Your $[(\lambda xy.xy)(\lambda ab.b)]$ on the right-hand side is incorrect: that is not $A = \lambda xy.xyF$, but rather $(\lambda xy.xy)F$. These are not at all the same, similar to how $(8-4)-1$ is not the same as $8-(4-1)$. The first lambda-expression is a function which gets arguments $x$ and $y$, applies $x$ to $y$, and applies the result to $F$. The second one takes the identity function $\lambda xy.xy$ and applies it to $F$.

You are supopsed to be evaluating $ATF$. That is, you want to apply $A$ to $T$, then apply the result of that to $F$. $ATF$ is shorthand for $(AT)F$.

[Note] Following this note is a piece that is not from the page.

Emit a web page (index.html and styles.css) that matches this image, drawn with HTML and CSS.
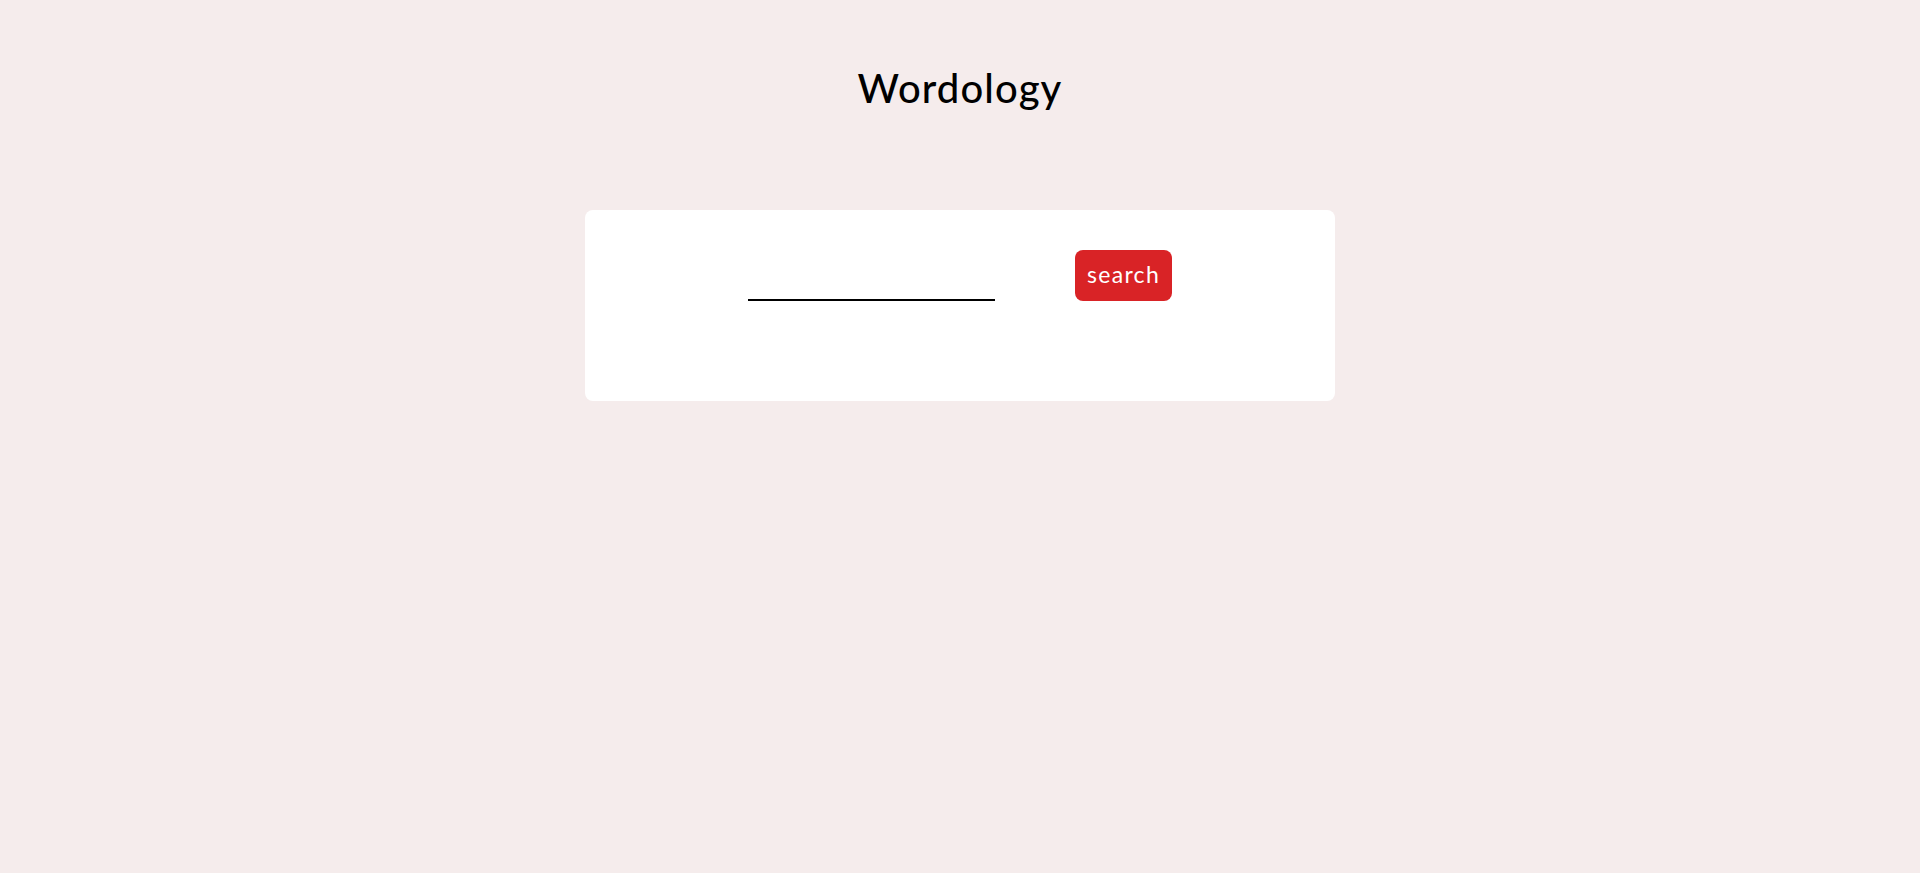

Since $A=\lambda xy.xyF$, you want $$(AT)F = ((\lambda xy.xyF)T)F$$ which, substituting $T$ into the body of $A$ in place of $x$, reduces to $$(\lambda y.TyF)F.$$

Perhaps you can take it from there.

Answer 2

Here's my try:

$$ AT=((\lambda x y. x y F)T) =(\lambda x y. x y F)(T=\lambda x y. x) =(\lambda x y. x y F)(T=\lambda x. x) =(\lambda y. TyF) $$

Then $$ ATF=((\lambda y. TyF)F) =(\lambda y. TyF)(F=\lambda xy. y) =(\lambda y. TyF)(F=\lambda y. y) =TFF $$

So $ATF=TFF$.

Please comment whether I'm right. Thanks!